Still, it's hard to ignore that James has been woefully undercompensated for his basketball abilities. (And yes, it's definitely possible to be underpaid even when you're making $17.5 million.) How can we estimate how much James would be worth on the free market?
Look at the going rate of his colleagues.
Now, this is much trickier to gauge than, say, checking the price of unleaded fuel at your neighborhood gas station. But for a production measure, we'll use Kevin Pelton's trusty Wins Above Replacement Player (WARP) system to assess how good a player was on the court. In the summer of 2010, I found that teams were, on average, offering about $2 million per WARP to non-max free agents.
For example, Paul Pierce received an annual $15.3 million after a 7.6 WARP season in 2009-10, which is about $2 million per WARP. Some were paid much more for their production (hello, Travis Outlaw!) and some came much cheaper (sorry, Ben Wallace). But overall, it shook out to a price of about $2 million per WARP.
Let's apply this rough exchange rate for James, who delivered 25.4 WARP in his 2009-10 MVP campaign. If James was being paid like his peers, then he should have received a contract that gave him $50.8 million. Huge money. Instead, he was paid $18.3 million annually, mostly thanks to an artificial cap. That means the Heat received James at a 63 percent discount compared with his colleagues.
The going rate of $2 million per WARP fluctuates slightly from offseason to offseason. On the low end, Pelton found that teams paid about $1.6 million per WARP in the 2011 free-agent market. So if we apply that conversion rate to James' current full-season projection of about 25 WARP, James checks in at a $40.5 million value for 2012-13.
But here's where it gets interesting. If we use that $1.6 million conversion rate for James' career, we find that he should have been paid roughly $346 million just purely looking at his output on the court. Instead, he has amassed $110 million in salary through 10 seasons. In other words, James has been shortchanged about $250 million over his career.
A quarter of a billion dollars.
Just looking at James' production on the court, it's easy to see that his MVP-caliber play is worth anywhere from $40 million to $50 million a season. The players understand this. Two years ago Wade claimed that superstars should be netting $50 million a year.
But that $50 million figure that Wade cited is probably much less than what it would actually be on an open market like baseball. Because a superstar in the NBA is worth way, way more than any other team sport. An NBA superstar plays almost all game, on both ends of the floor and alongside only four players. The Yankees thought Alex Rodriguez was worth an annual $27.5 million even though he gets up to bat only once every nine turns, doesn't pitch and fields maybe a handful of grounders a game.
Not only are NBA superstars more valuable on the playing field, but that's true off the court, too. NBA players are far more marketable than players on the gridiron or on the diamond. For one, you can actually see NBA players' faces (thickening headbands are slowly resembling helmets though!). And there's no waiting around as bottom-of-the-order hitters hog the TV screen.

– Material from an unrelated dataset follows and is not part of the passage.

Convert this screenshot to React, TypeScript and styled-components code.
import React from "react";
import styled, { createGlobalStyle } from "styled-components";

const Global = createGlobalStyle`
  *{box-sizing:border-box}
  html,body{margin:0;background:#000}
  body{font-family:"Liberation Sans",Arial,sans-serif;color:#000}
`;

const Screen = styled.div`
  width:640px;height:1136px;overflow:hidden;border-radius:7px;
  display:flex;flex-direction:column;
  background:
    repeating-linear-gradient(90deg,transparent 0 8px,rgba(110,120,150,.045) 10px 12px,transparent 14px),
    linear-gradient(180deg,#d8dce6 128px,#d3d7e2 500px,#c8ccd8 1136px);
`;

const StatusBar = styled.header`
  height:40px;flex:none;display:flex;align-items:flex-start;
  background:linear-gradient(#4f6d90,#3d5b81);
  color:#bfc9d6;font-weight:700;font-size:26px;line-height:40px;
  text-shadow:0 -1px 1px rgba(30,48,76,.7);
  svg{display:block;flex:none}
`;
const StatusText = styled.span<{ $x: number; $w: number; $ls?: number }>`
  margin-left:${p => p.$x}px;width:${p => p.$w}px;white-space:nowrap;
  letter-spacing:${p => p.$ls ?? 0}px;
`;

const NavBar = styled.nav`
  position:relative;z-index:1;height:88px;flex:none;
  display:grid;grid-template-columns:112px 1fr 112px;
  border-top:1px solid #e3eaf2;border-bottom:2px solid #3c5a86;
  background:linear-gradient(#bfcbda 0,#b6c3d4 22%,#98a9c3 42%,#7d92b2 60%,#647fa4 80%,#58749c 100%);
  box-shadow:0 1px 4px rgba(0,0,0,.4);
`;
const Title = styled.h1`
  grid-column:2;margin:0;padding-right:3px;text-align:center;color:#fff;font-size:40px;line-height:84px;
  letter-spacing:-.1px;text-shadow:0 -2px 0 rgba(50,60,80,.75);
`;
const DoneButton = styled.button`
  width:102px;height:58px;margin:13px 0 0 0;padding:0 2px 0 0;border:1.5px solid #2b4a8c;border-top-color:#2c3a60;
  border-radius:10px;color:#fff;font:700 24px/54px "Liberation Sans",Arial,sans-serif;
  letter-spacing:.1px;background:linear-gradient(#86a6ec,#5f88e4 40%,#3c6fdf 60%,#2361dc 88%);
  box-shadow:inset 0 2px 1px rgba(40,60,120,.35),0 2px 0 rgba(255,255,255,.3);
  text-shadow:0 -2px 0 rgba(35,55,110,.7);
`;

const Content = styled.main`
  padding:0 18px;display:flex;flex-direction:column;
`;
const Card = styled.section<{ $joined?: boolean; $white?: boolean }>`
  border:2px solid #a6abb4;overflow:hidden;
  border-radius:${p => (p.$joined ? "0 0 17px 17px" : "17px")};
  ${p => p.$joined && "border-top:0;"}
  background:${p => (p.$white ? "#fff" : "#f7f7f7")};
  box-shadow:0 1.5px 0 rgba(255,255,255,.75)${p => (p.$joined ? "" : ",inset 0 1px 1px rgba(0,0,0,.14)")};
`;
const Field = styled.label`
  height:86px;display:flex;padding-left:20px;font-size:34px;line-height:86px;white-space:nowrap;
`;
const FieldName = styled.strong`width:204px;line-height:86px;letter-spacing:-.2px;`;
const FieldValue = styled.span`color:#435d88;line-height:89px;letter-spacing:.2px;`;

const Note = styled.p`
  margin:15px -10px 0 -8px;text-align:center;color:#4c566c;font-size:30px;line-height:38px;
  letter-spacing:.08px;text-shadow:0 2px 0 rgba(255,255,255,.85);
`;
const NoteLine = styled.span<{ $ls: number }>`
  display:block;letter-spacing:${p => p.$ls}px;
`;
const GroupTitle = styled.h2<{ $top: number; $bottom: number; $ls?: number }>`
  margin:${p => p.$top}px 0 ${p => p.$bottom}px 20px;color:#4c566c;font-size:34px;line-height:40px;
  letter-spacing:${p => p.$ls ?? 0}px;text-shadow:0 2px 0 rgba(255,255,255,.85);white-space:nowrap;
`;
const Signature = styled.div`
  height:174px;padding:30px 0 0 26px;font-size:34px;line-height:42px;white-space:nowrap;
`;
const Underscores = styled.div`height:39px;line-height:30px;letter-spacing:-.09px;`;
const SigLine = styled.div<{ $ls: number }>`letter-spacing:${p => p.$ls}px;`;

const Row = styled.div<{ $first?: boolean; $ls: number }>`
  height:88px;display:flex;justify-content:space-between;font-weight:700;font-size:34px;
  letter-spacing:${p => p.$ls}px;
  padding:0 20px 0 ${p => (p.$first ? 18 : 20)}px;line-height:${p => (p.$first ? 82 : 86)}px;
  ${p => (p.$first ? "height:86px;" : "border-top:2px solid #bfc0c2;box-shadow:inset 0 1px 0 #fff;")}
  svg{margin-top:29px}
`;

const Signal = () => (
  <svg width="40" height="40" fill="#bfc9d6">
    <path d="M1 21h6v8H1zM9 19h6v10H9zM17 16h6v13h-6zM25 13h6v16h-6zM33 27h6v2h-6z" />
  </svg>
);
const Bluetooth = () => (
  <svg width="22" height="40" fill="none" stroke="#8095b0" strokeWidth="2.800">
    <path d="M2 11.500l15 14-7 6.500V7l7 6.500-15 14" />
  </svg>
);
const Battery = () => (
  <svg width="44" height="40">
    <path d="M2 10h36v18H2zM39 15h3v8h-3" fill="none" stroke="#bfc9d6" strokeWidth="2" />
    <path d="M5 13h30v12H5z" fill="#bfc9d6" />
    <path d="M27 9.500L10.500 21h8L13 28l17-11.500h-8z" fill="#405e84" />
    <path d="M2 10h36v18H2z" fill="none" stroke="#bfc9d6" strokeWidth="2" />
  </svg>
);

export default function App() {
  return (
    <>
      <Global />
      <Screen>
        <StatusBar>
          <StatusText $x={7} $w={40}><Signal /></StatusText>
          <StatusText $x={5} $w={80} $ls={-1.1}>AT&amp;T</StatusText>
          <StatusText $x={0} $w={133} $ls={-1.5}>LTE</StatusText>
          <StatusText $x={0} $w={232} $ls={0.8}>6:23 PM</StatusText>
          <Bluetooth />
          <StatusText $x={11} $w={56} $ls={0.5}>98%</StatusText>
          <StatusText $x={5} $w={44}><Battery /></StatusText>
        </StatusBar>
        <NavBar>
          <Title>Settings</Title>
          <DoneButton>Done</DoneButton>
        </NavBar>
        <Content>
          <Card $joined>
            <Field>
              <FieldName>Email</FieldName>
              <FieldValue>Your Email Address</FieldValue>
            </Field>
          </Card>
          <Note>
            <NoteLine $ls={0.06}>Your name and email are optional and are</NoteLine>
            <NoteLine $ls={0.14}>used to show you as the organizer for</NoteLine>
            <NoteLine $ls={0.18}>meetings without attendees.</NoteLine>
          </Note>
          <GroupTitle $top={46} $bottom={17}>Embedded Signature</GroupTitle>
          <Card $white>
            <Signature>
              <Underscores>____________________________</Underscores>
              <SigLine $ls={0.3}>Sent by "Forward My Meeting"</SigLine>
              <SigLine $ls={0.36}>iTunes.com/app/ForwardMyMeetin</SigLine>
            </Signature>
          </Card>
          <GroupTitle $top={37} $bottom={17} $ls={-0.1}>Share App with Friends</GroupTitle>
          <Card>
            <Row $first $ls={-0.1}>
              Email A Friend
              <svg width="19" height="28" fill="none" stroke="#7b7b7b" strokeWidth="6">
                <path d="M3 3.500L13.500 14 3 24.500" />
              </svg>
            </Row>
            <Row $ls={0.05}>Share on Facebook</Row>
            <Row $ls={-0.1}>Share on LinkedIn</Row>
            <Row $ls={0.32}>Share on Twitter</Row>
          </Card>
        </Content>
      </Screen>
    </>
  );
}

The thing is, we just haven't seen how frenzied front offices would get if a player such as James were put up for an MLB-style auction. Sure, James wouldn't garner blockbuster offers from small-market teams such as San Antonio and Oklahoma City.
But you're telling me that Nets owner Mikhail Prokhorov, a veritable basketball junkie worth upward of $12 billion, wouldn't write a blank check to hire James, the greatest player of this generation, who's in his prime? And that's not even considering the strong possibility that Mark Cuban and Paul Allen and Micky Arison and Jim Dolan and just about every other billionaire NBA owner would throw in outrageous bids just to drive up Prokhorov's price tag. I mean, Prokhorov loses track of his 200-foot yacht while Allen makes sure his yacht is bigger than your yacht.

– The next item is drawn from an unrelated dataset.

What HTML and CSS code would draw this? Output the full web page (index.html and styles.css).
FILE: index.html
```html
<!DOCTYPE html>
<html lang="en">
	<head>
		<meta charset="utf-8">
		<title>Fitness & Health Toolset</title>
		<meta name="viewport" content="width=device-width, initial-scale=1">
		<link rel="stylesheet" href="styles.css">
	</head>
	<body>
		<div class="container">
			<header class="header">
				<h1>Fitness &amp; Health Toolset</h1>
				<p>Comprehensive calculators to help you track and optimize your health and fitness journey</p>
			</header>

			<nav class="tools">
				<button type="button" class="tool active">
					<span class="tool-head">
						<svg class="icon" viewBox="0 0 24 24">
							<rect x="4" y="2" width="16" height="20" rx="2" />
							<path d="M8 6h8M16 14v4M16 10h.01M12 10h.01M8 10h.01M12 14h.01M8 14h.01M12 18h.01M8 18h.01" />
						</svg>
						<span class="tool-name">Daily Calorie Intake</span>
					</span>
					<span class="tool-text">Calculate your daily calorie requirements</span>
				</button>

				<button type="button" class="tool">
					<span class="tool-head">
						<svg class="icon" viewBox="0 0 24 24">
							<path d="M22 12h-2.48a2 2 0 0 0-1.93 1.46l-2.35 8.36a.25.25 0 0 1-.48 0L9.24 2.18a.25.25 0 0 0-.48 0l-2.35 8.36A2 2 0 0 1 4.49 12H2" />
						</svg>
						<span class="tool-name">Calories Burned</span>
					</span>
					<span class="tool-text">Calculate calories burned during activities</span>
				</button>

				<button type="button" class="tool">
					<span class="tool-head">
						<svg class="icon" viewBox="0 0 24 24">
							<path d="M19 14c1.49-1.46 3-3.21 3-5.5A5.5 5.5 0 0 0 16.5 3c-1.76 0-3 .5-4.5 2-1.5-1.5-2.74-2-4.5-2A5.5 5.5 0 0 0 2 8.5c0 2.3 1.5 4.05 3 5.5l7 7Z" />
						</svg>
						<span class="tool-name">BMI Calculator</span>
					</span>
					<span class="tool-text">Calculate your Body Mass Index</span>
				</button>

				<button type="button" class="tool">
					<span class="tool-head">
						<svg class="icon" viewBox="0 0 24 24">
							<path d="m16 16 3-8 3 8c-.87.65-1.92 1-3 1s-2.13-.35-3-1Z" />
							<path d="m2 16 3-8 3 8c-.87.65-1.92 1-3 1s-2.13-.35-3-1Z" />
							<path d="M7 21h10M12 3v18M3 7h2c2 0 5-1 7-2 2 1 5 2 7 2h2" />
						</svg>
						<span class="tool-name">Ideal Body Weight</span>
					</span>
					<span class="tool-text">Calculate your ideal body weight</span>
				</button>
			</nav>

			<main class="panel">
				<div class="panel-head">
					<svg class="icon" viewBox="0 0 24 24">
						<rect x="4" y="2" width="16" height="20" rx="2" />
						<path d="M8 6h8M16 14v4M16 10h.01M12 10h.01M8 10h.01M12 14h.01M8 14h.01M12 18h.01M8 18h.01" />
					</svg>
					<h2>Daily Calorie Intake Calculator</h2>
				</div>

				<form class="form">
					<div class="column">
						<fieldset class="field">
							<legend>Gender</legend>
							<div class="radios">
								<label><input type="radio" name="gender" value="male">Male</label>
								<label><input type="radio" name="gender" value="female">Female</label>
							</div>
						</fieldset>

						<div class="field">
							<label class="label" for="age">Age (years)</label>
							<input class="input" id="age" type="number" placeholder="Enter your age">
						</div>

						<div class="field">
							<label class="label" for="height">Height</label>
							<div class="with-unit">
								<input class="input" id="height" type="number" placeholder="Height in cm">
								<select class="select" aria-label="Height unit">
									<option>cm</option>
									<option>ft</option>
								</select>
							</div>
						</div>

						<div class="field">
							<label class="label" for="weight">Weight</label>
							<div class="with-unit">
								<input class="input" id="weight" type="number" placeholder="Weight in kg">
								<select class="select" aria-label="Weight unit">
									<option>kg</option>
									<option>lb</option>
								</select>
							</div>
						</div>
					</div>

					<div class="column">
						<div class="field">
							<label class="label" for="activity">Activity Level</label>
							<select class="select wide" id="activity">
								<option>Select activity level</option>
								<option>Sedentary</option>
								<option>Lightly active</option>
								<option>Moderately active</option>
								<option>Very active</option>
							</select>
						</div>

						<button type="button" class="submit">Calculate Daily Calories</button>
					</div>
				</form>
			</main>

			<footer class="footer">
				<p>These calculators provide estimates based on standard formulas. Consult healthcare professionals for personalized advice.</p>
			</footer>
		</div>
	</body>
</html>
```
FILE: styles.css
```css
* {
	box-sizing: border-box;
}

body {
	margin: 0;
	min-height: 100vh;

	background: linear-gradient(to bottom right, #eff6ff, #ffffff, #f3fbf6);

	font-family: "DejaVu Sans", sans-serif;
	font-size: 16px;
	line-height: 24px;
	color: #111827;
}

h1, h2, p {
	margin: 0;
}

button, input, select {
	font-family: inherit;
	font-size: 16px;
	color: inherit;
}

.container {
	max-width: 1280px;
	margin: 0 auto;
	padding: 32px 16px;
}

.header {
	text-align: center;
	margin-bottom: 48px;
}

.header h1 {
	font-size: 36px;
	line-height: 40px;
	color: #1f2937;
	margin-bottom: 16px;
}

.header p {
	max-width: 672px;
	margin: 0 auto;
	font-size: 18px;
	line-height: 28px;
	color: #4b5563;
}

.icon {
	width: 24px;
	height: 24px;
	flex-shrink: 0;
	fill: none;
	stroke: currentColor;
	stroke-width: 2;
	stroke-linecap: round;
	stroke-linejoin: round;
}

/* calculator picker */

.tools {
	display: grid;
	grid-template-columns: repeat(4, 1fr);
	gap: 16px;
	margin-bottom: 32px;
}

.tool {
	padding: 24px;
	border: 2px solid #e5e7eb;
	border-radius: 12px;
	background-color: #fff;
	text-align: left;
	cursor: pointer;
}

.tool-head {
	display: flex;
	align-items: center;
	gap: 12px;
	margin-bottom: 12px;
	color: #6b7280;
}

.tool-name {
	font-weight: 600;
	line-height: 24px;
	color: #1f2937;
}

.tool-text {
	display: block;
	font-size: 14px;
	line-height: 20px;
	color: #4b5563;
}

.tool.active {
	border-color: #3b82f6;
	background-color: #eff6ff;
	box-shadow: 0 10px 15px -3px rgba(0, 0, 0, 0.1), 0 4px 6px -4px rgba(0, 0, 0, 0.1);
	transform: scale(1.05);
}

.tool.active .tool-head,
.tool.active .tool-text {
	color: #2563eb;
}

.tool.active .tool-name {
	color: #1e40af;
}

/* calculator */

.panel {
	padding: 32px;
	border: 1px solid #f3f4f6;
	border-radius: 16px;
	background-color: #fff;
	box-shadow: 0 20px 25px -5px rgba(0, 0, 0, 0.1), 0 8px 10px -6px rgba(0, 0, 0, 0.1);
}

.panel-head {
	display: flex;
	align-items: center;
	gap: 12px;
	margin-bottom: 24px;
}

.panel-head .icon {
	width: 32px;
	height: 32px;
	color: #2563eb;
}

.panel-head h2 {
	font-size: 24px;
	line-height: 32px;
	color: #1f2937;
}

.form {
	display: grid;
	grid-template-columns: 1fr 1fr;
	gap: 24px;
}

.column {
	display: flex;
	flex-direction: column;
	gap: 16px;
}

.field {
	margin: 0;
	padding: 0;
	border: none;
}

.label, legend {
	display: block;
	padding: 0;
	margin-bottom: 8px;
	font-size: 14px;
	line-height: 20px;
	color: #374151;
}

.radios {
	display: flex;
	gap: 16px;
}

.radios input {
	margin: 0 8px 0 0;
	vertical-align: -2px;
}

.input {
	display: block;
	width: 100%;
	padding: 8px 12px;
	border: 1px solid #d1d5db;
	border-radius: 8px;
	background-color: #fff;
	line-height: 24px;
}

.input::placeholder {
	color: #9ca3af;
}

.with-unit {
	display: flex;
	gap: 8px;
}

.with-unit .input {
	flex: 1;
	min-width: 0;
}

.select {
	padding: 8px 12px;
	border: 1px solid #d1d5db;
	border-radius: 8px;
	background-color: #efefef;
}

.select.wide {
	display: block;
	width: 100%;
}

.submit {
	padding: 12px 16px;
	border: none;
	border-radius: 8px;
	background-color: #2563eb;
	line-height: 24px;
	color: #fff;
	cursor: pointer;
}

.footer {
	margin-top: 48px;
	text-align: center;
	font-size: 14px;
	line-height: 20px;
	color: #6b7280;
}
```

Considering the bidding premium, James' immense on-court and off-court value, the $250 million annual price tag thrown out by one GM isn't quite as egregious as it seems at first glance. This is all a pipe dream for James, however. It's easy to see why the players' union wouldn't go for it. In a market defined by a fixed share of basketball-related income, every million that James makes is a million that James Jones does not. The union's top priority is satisfying the majority of the clients, not the top 1 percent of its constituents.
Still, there are logical ways that James and other superstars could receive $50 million a season and conceivably improve the so-called competitive balance issue. As Henry Abbott has proposed, the league could simply do away with max contracts and keep the salary cap where it is. Owners couldn't afford to build superteams if James and Wade were receiving $50 million annually apiece. Every team would get a superstar.
But that probably still means that James would be underpaid. Yes, it's hard to come to grips with the fact that someone who has made nine figures over his professional career probably isn't getting a fair shake. And yes, it's true that James could lead a charge to break up the players' association and start a new player-led league if he thought the CBA was unacceptable.
But when James says that his free-market salary would be "up way up there," it doesn't mean that he's a greedy monster. It means he's a realist.